AIM OF THE TASK -
Reproduce the listing below word for word, with no pictures.
# # #
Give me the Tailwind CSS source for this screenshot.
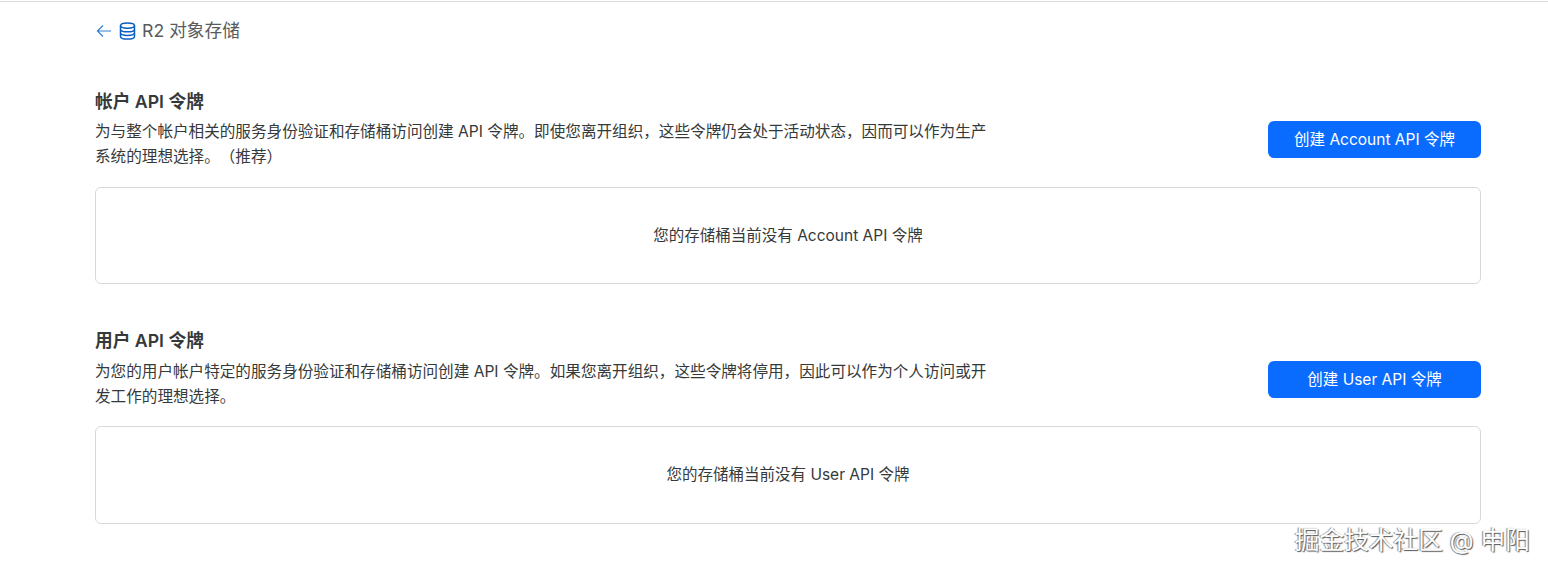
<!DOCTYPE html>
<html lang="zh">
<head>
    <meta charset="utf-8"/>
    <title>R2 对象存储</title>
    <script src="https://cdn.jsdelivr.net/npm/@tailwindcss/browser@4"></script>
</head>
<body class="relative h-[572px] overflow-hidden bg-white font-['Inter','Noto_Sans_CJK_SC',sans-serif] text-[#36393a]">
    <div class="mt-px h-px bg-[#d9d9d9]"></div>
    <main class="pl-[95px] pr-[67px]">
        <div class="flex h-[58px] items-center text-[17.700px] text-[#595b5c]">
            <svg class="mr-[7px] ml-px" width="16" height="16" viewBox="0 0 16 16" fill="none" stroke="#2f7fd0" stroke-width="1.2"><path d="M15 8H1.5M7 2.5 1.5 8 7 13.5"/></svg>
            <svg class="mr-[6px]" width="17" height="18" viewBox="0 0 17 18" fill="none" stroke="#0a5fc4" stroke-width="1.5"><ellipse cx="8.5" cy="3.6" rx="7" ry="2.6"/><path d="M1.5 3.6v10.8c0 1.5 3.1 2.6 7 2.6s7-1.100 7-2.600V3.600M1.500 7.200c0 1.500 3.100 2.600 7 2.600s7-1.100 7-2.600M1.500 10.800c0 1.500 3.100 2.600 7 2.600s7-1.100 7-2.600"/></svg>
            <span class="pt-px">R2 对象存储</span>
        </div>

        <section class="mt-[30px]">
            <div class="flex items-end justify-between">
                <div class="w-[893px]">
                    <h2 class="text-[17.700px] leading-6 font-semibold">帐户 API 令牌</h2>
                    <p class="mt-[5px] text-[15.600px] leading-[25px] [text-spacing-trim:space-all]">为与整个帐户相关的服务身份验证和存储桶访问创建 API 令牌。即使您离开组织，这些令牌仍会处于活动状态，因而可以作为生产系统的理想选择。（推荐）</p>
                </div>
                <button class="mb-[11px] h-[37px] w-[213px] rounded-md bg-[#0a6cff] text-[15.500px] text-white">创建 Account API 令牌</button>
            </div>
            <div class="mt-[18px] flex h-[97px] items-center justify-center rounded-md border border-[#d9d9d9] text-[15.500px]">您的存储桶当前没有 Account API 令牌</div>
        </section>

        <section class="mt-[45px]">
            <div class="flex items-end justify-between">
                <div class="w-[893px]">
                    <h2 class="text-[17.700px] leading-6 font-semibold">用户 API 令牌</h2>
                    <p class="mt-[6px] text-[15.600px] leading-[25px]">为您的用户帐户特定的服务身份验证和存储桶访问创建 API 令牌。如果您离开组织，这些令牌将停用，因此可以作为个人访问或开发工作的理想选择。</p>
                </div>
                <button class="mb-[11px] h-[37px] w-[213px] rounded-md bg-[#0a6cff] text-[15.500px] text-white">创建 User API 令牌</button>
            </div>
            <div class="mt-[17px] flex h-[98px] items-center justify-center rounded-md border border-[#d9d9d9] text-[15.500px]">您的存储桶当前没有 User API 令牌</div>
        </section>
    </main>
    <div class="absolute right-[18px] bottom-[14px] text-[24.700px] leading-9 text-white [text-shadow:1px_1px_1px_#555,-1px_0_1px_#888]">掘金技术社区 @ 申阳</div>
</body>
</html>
# # #
IN RESPONSE -
Give me the Tailwind CSS source for this screenshot.
<!DOCTYPE html>
<html lang="zh">
<head>
    <meta charset="utf-8"/>
    <title>R2 对象存储</title>
    <script src="https://cdn.jsdelivr.net/npm/@tailwindcss/browser@4"></script>
</head>
<body class="relative h-[572px] overflow-hidden bg-white font-['Inter','Noto_Sans_CJK_SC',sans-serif] text-[#36393a]">
    <div class="mt-px h-px bg-[#d9d9d9]"></div>
    <main class="pl-[95px] pr-[67px]">
        <div class="flex h-[58px] items-center text-[17.700px] text-[#595b5c]">
            <svg class="mr-[7px] ml-px" width="16" height="16" viewBox="0 0 16 16" fill="none" stroke="#2f7fd0" stroke-width="1.2"><path d="M15 8H1.5M7 2.5 1.5 8 7 13.5"/></svg>
            <svg class="mr-[6px]" width="17" height="18" viewBox="0 0 17 18" fill="none" stroke="#0a5fc4" stroke-width="1.5"><ellipse cx="8.5" cy="3.6" rx="7" ry="2.6"/><path d="M1.5 3.6v10.8c0 1.5 3.1 2.6 7 2.6s7-1.100 7-2.600V3.600M1.500 7.200c0 1.500 3.100 2.600 7 2.600s7-1.100 7-2.600M1.500 10.800c0 1.500 3.100 2.600 7 2.600s7-1.100 7-2.600"/></svg>
            <span class="pt-px">R2 对象存储</span>
        </div>

        <section class="mt-[30px]">
            <div class="flex items-end justify-between">
                <div class="w-[893px]">
                    <h2 class="text-[17.700px] leading-6 font-semibold">帐户 API 令牌</h2>
                    <p class="mt-[5px] text-[15.600px] leading-[25px] [text-spacing-trim:space-all]">为与整个帐户相关的服务身份验证和存储桶访问创建 API 令牌。即使您离开组织，这些令牌仍会处于活动状态，因而可以作为生产系统的理想选择。（推荐）</p>
                </div>
                <button class="mb-[11px] h-[37px] w-[213px] rounded-md bg-[#0a6cff] text-[15.500px] text-white">创建 Account API 令牌</button>
            </div>
            <div class="mt-[18px] flex h-[97px] items-center justify-center rounded-md border border-[#d9d9d9] text-[15.500px]">您的存储桶当前没有 Account API 令牌</div>
        </section>

        <section class="mt-[45px]">
            <div class="flex items-end justify-between">
                <div class="w-[893px]">
                    <h2 class="text-[17.700px] leading-6 font-semibold">用户 API 令牌</h2>
                    <p class="mt-[6px] text-[15.600px] leading-[25px]">为您的用户帐户特定的服务身份验证和存储桶访问创建 API 令牌。如果您离开组织，这些令牌将停用，因此可以作为个人访问或开发工作的理想选择。</p>
                </div>
                <button class="mb-[11px] h-[37px] w-[213px] rounded-md bg-[#0a6cff] text-[15.500px] text-white">创建 User API 令牌</button>
            </div>
            <div class="mt-[17px] flex h-[98px] items-center justify-center rounded-md border border-[#d9d9d9] text-[15.500px]">您的存储桶当前没有 User API 令牌</div>
        </section>
    </main>
    <div class="absolute right-[18px] bottom-[14px] text-[24.700px] leading-9 text-white [text-shadow:1px_1px_1px_#555,-1px_0_1px_#888]">掘金技术社区 @ 申阳</div>
</body>
</html>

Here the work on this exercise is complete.